ひとまずは相変わらず生きづらい世の中を、下手くそなりに歩いてみよう、という気分だ。ときどきひっそり泣きべそかくこともあるけれど。

 

 

他者

 人の生き方はそれぞれ。自分に合った生き方を選び、その生き方に合った場所で生きればいい。お金持ちになりたいなら都会で頑張る。ゆっくり暮らしたいなら田舎で。この世の中で、いろいろな生き方ができるのが一番いいのだ。


 生き方は人間にとって、ひとつの表現でもあると思う。さまざまな価値観に基づいた、さまざまな生き方があることで、異なる見方が生まれる。それが、お互いの人生を豊かにするんだと思う。さらに、社会全体をしなやかにする。

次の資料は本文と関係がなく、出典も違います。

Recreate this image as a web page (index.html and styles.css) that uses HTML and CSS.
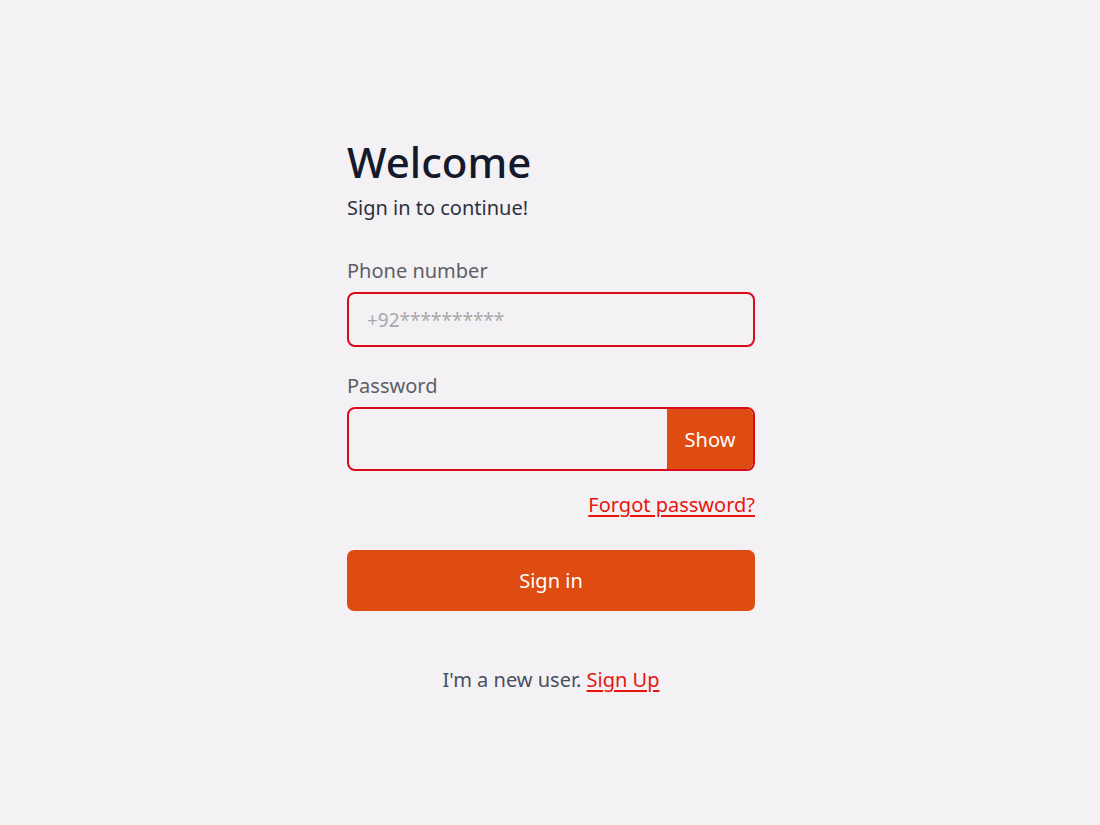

 たった数種類の生き方だけが受け容れられる、狭量な社会は脆弱だ。その価値観や生き方からはじかれた人間は、行き場を失う。ついには、命の活動を終えてしまうかもしれない。そこまでいかなくとも、活き活きとした生命はなりを潜める。


 言うまでもなく、人間社会はその構成員の活動がお互いに影響しあい、循環することで成り立っている。もしも狭い生き方しか許されず、そこから外れた生き方が容認されず、そちら側に属してしまった人間が、苦しみ、その生命活動をかげらせるのだとしたら、それはいずれ社会全体の損失としてあらわれるだろう。


 複雑に編み込まれた籐の椅子が高い強度を誇るように、複雑で深い社会もまたしなやかであると思う。シンプルであることもときとして大事だが、強靭な組織というのは、単純さが幾重にも重なった複雑な形として姿をあらわす。


 人間は互いに協力し合いながら社会を構成してきた。そして、互いを理解するために努力を重ねてきた。その知恵のひとつが言葉である。また、絵画や音楽を通したコミュニケーションによって、感覚を共有してきた。まさしくコミュニケーションというものは、互いの違いから生まれるものだといえるだろう。理解しようとしても理解し尽くせるものではない。だが、その「お互いの距離」が、コミュニケーションを楽しくもする。


 人間は自分とは異なる存在である他者に囲まれて生きている。ときとしてその違いがお互いを傷つける。だが、だからこそ理解しようと思えるのではないだろうか。その痛みは、他者に理解してもらいたいと思う気持ちを由来とするもの。理解してもらったときの喜びは、他者の存在を希求している証。


 不寛容であり続けるということは、問題を先送りにしている状態。自分たちはこんなにも愚かで怠惰であるということを、世界に向けて言っているのと同じこと。


 十割の理解など不可能。むしろ、五割理解できたら上等。そして他者を理解しようとする過程で、自分に対する理解も進む。


 外国で暮らしてみると、考え方が変わるという。まったく異なる生き方や価値観に触れることで、自国に住んでいると気づかない見方が自分のなかに芽生えるからだろう。


 他者は、一番身近な別世界。それぞれの頭と身体のなかに、それぞれの世界がある。だから、他者は近くにいるようで、異なる世界を生きる存在。その他者との交流によって、自分の世界が広がる。自分だけが抱えていた暗い出来事が、他者の言葉で再構築されることによって、印象を変えることがある。気づくことができなかった自分の可能性を、他者の感動が明らかにしてくれることもある。


 世界を豊かに生きるためにも、したたかに、しなやかに生きるためにも、他者を理解しようとすることを続けたい。お互いがお互いをころすことのないように。お互いがお互いを生かすことができるように。